*Stated problem*
Quote the whole listing exactly. Leave the pictures out of your copy.

*Collected material*
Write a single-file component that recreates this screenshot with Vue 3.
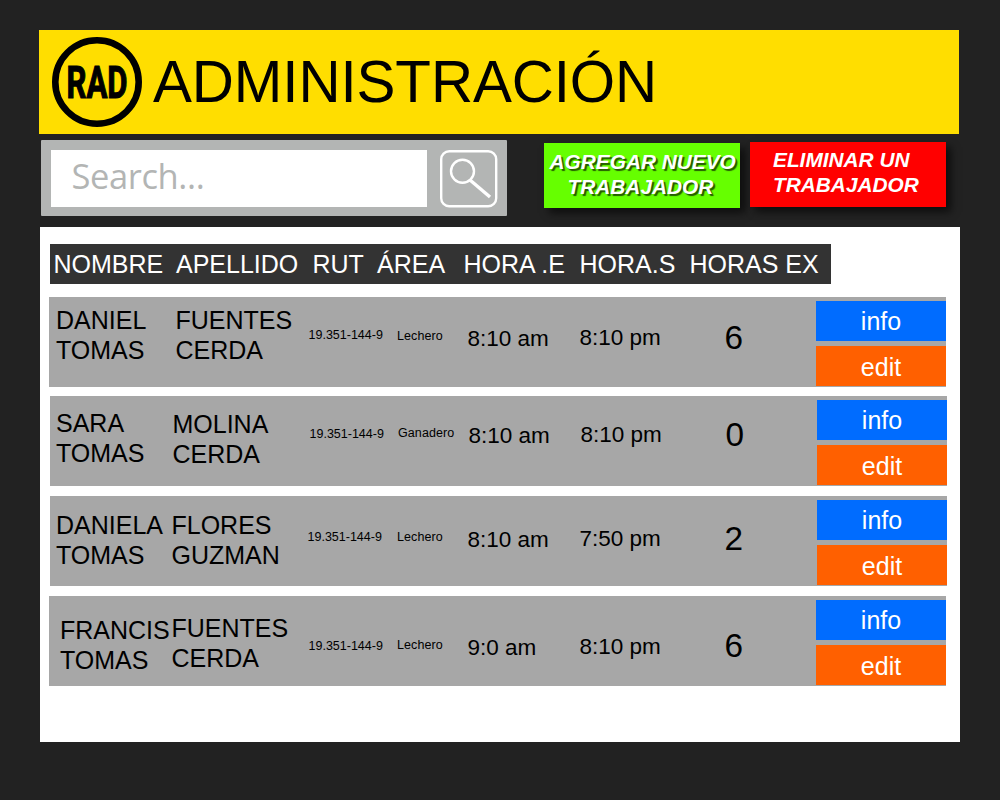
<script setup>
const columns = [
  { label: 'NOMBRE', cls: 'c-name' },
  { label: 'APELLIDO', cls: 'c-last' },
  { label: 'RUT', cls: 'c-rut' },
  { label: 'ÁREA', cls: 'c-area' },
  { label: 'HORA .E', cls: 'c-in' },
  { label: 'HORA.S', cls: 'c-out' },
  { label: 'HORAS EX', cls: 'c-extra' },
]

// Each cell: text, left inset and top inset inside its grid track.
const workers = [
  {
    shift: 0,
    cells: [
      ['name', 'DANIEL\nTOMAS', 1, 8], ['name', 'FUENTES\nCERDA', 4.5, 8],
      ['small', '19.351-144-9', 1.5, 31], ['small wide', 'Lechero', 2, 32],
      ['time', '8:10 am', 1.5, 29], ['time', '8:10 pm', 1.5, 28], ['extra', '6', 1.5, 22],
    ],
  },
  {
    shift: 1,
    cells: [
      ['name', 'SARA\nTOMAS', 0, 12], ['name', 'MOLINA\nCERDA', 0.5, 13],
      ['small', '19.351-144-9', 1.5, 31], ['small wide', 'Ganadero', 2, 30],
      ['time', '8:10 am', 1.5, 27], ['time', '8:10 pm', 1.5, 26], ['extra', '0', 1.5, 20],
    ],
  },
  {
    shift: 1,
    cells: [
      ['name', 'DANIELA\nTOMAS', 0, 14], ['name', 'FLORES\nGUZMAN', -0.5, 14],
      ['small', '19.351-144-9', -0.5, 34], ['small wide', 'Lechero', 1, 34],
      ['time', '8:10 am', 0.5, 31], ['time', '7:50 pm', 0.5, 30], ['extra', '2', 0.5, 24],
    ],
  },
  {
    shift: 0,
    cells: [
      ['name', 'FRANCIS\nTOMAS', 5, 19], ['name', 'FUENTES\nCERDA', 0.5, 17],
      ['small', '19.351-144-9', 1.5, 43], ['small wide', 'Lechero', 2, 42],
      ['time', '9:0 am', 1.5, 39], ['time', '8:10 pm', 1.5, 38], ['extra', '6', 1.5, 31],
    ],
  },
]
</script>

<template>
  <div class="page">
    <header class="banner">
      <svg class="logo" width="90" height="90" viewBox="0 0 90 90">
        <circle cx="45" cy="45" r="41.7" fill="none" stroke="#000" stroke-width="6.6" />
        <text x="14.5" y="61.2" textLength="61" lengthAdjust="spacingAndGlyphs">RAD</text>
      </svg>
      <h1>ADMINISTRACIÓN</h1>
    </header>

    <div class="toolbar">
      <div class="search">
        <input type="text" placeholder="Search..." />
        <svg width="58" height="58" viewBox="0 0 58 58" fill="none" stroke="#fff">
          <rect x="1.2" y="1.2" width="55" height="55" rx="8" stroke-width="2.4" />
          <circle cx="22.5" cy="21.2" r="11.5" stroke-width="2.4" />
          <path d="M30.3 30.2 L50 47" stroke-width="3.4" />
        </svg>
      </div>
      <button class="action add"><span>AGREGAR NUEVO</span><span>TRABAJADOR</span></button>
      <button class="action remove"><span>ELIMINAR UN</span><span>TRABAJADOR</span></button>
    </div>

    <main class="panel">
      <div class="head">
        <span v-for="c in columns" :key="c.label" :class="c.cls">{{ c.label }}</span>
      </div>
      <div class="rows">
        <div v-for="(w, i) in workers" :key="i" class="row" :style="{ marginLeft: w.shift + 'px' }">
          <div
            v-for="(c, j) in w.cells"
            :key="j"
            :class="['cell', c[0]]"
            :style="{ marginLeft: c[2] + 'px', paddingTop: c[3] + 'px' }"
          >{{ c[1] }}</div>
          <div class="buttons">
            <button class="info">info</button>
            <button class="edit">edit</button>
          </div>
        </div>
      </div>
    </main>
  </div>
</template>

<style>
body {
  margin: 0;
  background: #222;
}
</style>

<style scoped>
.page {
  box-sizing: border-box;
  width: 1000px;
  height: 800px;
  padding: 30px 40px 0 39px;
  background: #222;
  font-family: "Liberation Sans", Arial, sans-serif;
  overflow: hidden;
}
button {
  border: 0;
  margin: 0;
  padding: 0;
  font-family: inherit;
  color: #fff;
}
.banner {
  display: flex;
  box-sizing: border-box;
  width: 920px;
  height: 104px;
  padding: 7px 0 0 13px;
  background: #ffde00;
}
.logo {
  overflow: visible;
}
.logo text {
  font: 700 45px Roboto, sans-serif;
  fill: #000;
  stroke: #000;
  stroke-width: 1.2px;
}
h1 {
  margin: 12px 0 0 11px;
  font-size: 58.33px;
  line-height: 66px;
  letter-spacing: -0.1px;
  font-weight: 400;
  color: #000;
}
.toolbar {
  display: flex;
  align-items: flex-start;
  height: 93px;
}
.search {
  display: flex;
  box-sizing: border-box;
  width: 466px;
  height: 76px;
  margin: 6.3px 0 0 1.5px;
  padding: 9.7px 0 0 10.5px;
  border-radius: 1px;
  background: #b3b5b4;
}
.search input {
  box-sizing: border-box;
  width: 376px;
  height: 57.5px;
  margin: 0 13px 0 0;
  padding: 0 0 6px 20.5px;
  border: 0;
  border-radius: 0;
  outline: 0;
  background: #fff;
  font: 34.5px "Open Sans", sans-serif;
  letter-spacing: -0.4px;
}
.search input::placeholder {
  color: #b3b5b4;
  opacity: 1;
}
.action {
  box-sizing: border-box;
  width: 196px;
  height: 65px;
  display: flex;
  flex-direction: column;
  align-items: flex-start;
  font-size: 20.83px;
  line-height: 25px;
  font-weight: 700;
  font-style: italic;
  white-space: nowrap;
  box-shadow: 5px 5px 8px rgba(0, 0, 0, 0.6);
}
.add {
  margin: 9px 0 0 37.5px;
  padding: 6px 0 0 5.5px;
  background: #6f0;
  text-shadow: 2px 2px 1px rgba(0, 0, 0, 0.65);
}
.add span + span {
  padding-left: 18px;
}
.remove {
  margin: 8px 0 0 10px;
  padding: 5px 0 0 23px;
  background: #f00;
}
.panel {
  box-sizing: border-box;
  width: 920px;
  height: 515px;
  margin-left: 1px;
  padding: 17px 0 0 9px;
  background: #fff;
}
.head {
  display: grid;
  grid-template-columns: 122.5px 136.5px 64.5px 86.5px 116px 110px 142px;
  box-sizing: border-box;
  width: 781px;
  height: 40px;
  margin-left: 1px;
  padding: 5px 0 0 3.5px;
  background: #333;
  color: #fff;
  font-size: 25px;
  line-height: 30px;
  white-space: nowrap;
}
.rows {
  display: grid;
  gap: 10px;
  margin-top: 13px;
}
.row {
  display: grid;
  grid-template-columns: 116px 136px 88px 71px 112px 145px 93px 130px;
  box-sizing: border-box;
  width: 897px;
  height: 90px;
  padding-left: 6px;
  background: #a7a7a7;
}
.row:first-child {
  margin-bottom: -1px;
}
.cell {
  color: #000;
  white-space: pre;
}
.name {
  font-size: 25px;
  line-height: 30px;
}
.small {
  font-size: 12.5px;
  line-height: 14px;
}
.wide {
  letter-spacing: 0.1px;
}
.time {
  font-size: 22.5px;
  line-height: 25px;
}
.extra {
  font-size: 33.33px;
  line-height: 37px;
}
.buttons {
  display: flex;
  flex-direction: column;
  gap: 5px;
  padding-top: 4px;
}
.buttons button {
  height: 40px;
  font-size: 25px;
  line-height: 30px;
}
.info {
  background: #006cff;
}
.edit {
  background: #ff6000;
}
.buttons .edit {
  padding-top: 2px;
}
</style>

*Task answer*
Write a single-file component that recreates this screenshot with Vue 3.
<script setup>
const columns = [
  { label: 'NOMBRE', cls: 'c-name' },
  { label: 'APELLIDO', cls: 'c-last' },
  { label: 'RUT', cls: 'c-rut' },
  { label: 'ÁREA', cls: 'c-area' },
  { label: 'HORA .E', cls: 'c-in' },
  { label: 'HORA.S', cls: 'c-out' },
  { label: 'HORAS EX', cls: 'c-extra' },
]

// Each cell: text, left inset and top inset inside its grid track.
const workers = [
  {
    shift: 0,
    cells: [
      ['name', 'DANIEL\nTOMAS', 1, 8], ['name', 'FUENTES\nCERDA', 4.5, 8],
      ['small', '19.351-144-9', 1.5, 31], ['small wide', 'Lechero', 2, 32],
      ['time', '8:10 am', 1.5, 29], ['time', '8:10 pm', 1.5, 28], ['extra', '6', 1.5, 22],
    ],
  },
  {
    shift: 1,
    cells: [
      ['name', 'SARA\nTOMAS', 0, 12], ['name', 'MOLINA\nCERDA', 0.5, 13],
      ['small', '19.351-144-9', 1.5, 31], ['small wide', 'Ganadero', 2, 30],
      ['time', '8:10 am', 1.5, 27], ['time', '8:10 pm', 1.5, 26], ['extra', '0', 1.5, 20],
    ],
  },
  {
    shift: 1,
    cells: [
      ['name', 'DANIELA\nTOMAS', 0, 14], ['name', 'FLORES\nGUZMAN', -0.5, 14],
      ['small', '19.351-144-9', -0.5, 34], ['small wide', 'Lechero', 1, 34],
      ['time', '8:10 am', 0.5, 31], ['time', '7:50 pm', 0.5, 30], ['extra', '2', 0.5, 24],
    ],
  },
  {
    shift: 0,
    cells: [
      ['name', 'FRANCIS\nTOMAS', 5, 19], ['name', 'FUENTES\nCERDA', 0.5, 17],
      ['small', '19.351-144-9', 1.5, 43], ['small wide', 'Lechero', 2, 42],
      ['time', '9:0 am', 1.5, 39], ['time', '8:10 pm', 1.5, 38], ['extra', '6', 1.5, 31],
    ],
  },
]
</script>

<template>
  <div class="page">
    <header class="banner">
      <svg class="logo" width="90" height="90" viewBox="0 0 90 90">
        <circle cx="45" cy="45" r="41.7" fill="none" stroke="#000" stroke-width="6.6" />
        <text x="14.5" y="61.2" textLength="61" lengthAdjust="spacingAndGlyphs">RAD</text>
      </svg>
      <h1>ADMINISTRACIÓN</h1>
    </header>

    <div class="toolbar">
      <div class="search">
        <input type="text" placeholder="Search..." />
        <svg width="58" height="58" viewBox="0 0 58 58" fill="none" stroke="#fff">
          <rect x="1.2" y="1.2" width="55" height="55" rx="8" stroke-width="2.4" />
          <circle cx="22.5" cy="21.2" r="11.5" stroke-width="2.4" />
          <path d="M30.3 30.2 L50 47" stroke-width="3.4" />
        </svg>
      </div>
      <button class="action add"><span>AGREGAR NUEVO</span><span>TRABAJADOR</span></button>
      <button class="action remove"><span>ELIMINAR UN</span><span>TRABAJADOR</span></button>
    </div>

    <main class="panel">
      <div class="head">
        <span v-for="c in columns" :key="c.label" :class="c.cls">{{ c.label }}</span>
      </div>
      <div class="rows">
        <div v-for="(w, i) in workers" :key="i" class="row" :style="{ marginLeft: w.shift + 'px' }">
          <div
            v-for="(c, j) in w.cells"
            :key="j"
            :class="['cell', c[0]]"
            :style="{ marginLeft: c[2] + 'px', paddingTop: c[3] + 'px' }"
          >{{ c[1] }}</div>
          <div class="buttons">
            <button class="info">info</button>
            <button class="edit">edit</button>
          </div>
        </div>
      </div>
    </main>
  </div>
</template>

<style>
body {
  margin: 0;
  background: #222;
}
</style>

<style scoped>
.page {
  box-sizing: border-box;
  width: 1000px;
  height: 800px;
  padding: 30px 40px 0 39px;
  background: #222;
  font-family: "Liberation Sans", Arial, sans-serif;
  overflow: hidden;
}
button {
  border: 0;
  margin: 0;
  padding: 0;
  font-family: inherit;
  color: #fff;
}
.banner {
  display: flex;
  box-sizing: border-box;
  width: 920px;
  height: 104px;
  padding: 7px 0 0 13px;
  background: #ffde00;
}
.logo {
  overflow: visible;
}
.logo text {
  font: 700 45px Roboto, sans-serif;
  fill: #000;
  stroke: #000;
  stroke-width: 1.2px;
}
h1 {
  margin: 12px 0 0 11px;
  font-size: 58.33px;
  line-height: 66px;
  letter-spacing: -0.1px;
  font-weight: 400;
  color: #000;
}
.toolbar {
  display: flex;
  align-items: flex-start;
  height: 93px;
}
.search {
  display: flex;
  box-sizing: border-box;
  width: 466px;
  height: 76px;
  margin: 6.3px 0 0 1.5px;
  padding: 9.7px 0 0 10.5px;
  border-radius: 1px;
  background: #b3b5b4;
}
.search input {
  box-sizing: border-box;
  width: 376px;
  height: 57.5px;
  margin: 0 13px 0 0;
  padding: 0 0 6px 20.5px;
  border: 0;
  border-radius: 0;
  outline: 0;
  background: #fff;
  font: 34.5px "Open Sans", sans-serif;
  letter-spacing: -0.4px;
}
.search input::placeholder {
  color: #b3b5b4;
  opacity: 1;
}
.action {
  box-sizing: border-box;
  width: 196px;
  height: 65px;
  display: flex;
  flex-direction: column;
  align-items: flex-start;
  font-size: 20.83px;
  line-height: 25px;
  font-weight: 700;
  font-style: italic;
  white-space: nowrap;
  box-shadow: 5px 5px 8px rgba(0, 0, 0, 0.6);
}
.add {
  margin: 9px 0 0 37.5px;
  padding: 6px 0 0 5.5px;
  background: #6f0;
  text-shadow: 2px 2px 1px rgba(0, 0, 0, 0.65);
}
.add span + span {
  padding-left: 18px;
}
.remove {
  margin: 8px 0 0 10px;
  padding: 5px 0 0 23px;
  background: #f00;
}
.panel {
  box-sizing: border-box;
  width: 920px;
  height: 515px;
  margin-left: 1px;
  padding: 17px 0 0 9px;
  background: #fff;
}
.head {
  display: grid;
  grid-template-columns: 122.5px 136.5px 64.5px 86.5px 116px 110px 142px;
  box-sizing: border-box;
  width: 781px;
  height: 40px;
  margin-left: 1px;
  padding: 5px 0 0 3.5px;
  background: #333;
  color: #fff;
  font-size: 25px;
  line-height: 30px;
  white-space: nowrap;
}
.rows {
  display: grid;
  gap: 10px;
  margin-top: 13px;
}
.row {
  display: grid;
  grid-template-columns: 116px 136px 88px 71px 112px 145px 93px 130px;
  box-sizing: border-box;
  width: 897px;
  height: 90px;
  padding-left: 6px;
  background: #a7a7a7;
}
.row:first-child {
  margin-bottom: -1px;
}
.cell {
  color: #000;
  white-space: pre;
}
.name {
  font-size: 25px;
  line-height: 30px;
}
.small {
  font-size: 12.5px;
  line-height: 14px;
}
.wide {
  letter-spacing: 0.1px;
}
.time {
  font-size: 22.5px;
  line-height: 25px;
}
.extra {
  font-size: 33.33px;
  line-height: 37px;
}
.buttons {
  display: flex;
  flex-direction: column;
  gap: 5px;
  padding-top: 4px;
}
.buttons button {
  height: 40px;
  font-size: 25px;
  line-height: 30px;
}
.info {
  background: #006cff;
}
.edit {
  background: #ff6000;
}
.buttons .edit {
  padding-top: 2px;
}
</style>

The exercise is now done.